IndianNumeralsx500.jpg

Fig. 24.58. Evolution of Indian numerals 2 and 3

“[T]he superposition of two or three horizontal lines, first transformed into one complete sign by a ligature, gave birth to the same forms as the Indian numerals for 2 and 3, whose palaeographical styles vary considerably according to the era, the region and the habits of the scribe.”

—Georges Ifrah, The Universal History of Numbers, 2000.

The nine numerals

“The nine numerals (of Indian origin) that we use today . . . are drawn in just one stroke of a pen or pencil. This is one of the characteristics of our numeral system, whose remarkable simplicity we forget because we have been using it all our lives.”

—Georges Ifrah, The Universal History of Numbers, 2000.

zero and the place-value system

“[T]he discovery of zero and the place-value system were inventions unique to Indian civilisation. [Just as] the Brahmi notation of the first nine whole numbers . . . was autochthonous and free of any outside influence, there can be no doubt that our decimal place-value system was born in India and was the product of Indian civilisation alone.”
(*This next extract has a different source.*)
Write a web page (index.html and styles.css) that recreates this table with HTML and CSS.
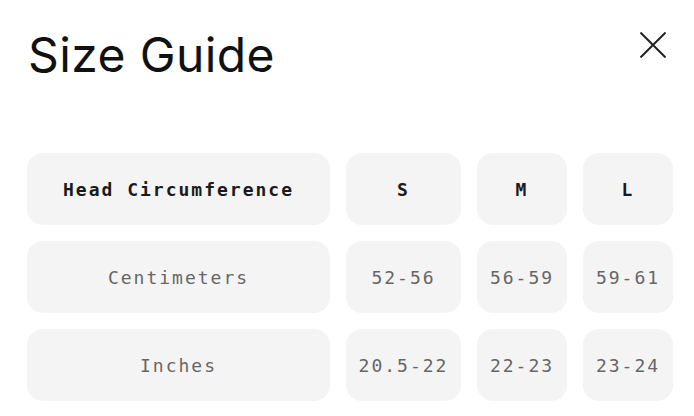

—Georges Ifrah, The Universal History of Numbers, 2000.

the little circle

“[T]he word-symbols that the Sanskrit language used to express the concept of zero conveyed concepts such as the sky, space, the atmosphere or the firmament.

In drawings and pictograms, the canopy of heaven in universally represented either by a semi-circle or by a circular diagram or by a whole circle. The circle has always been regarded as the representation of the sky and of the the Milky Way as it symbolizes both activity and cyclic movments.

Thus the little circle, through a simple transposition and association of ideas, came to symbolise the concept of zero for the Indians.

Another Sanskrit term which came to mean zero was the word bindu, which literally means ‘point’.

The point is the most insignificant geometrical figure, constituting as it does the circle reduced to its simplest expression, its centre.

For the Hindus, however, the bindu represents the universe in its non-manifest form, the universe before it was transformed into the world of appearances. According to Indian philosophy, this uncreated universe possessed a creative energy, capable of generating everything and anything: it was the causal point.”

 —Georges Ifrah, The Universal History of Numbers, 2000.

the modern name of zero

“When the Arabs adopted Indian numerals and the zero, they called the latter sifr, meaning ‘empty’, a plain translation of the Sanskrit shunya. . . .

 When the concept of zero arrived in Eurpoe, the Arabic word was assimilated to a hear-homophone in Latin, zephyrus, meaning ‘the west wind’ and, by rather convenient extension, a mere breath of wind, a light breeze, or–almost–nothing.In his Liber  Abaci, Fibonacci (Leonard of Pisa) used the term zephirum, and the term remained in use in that form until the fifteenth century. . . .

 [I]t was Fibonacci’s term . . . which gave rise to the modern name of zero, by way of the Italian zefiro (zero is just a contraction of zefiro, in Venetian dialect). . . . There is absolutely no doubt that zero owes its spread to French (zero) and Spanish (cero) (and later on to English and other languages) to the enormous prestige that Italian scholarship acquired in the sixteenth century.”

 —Georges Ifrah, The Universal History of Numbers, 2000.

the ‘figure numbers’

“The fact that the Roman numerals were so deeply rooted in the customs and affections of the people at first made it exceedingly difficult for the new Indian numerals, the ‘figure numbers,’ to replace the old familiar Roman numerals. . . . [I]n northern Europe the Indian numerals first began to be used by ordinary people about 1500. This date, the change from the fifteenth to the sixteenth century, is the great intellectual watershed of modern history, the time when all the new movements generally came to the fore.”

—Karl Menninger, Number Words and Number Symbols; A Cultural History of Numbers, 1969.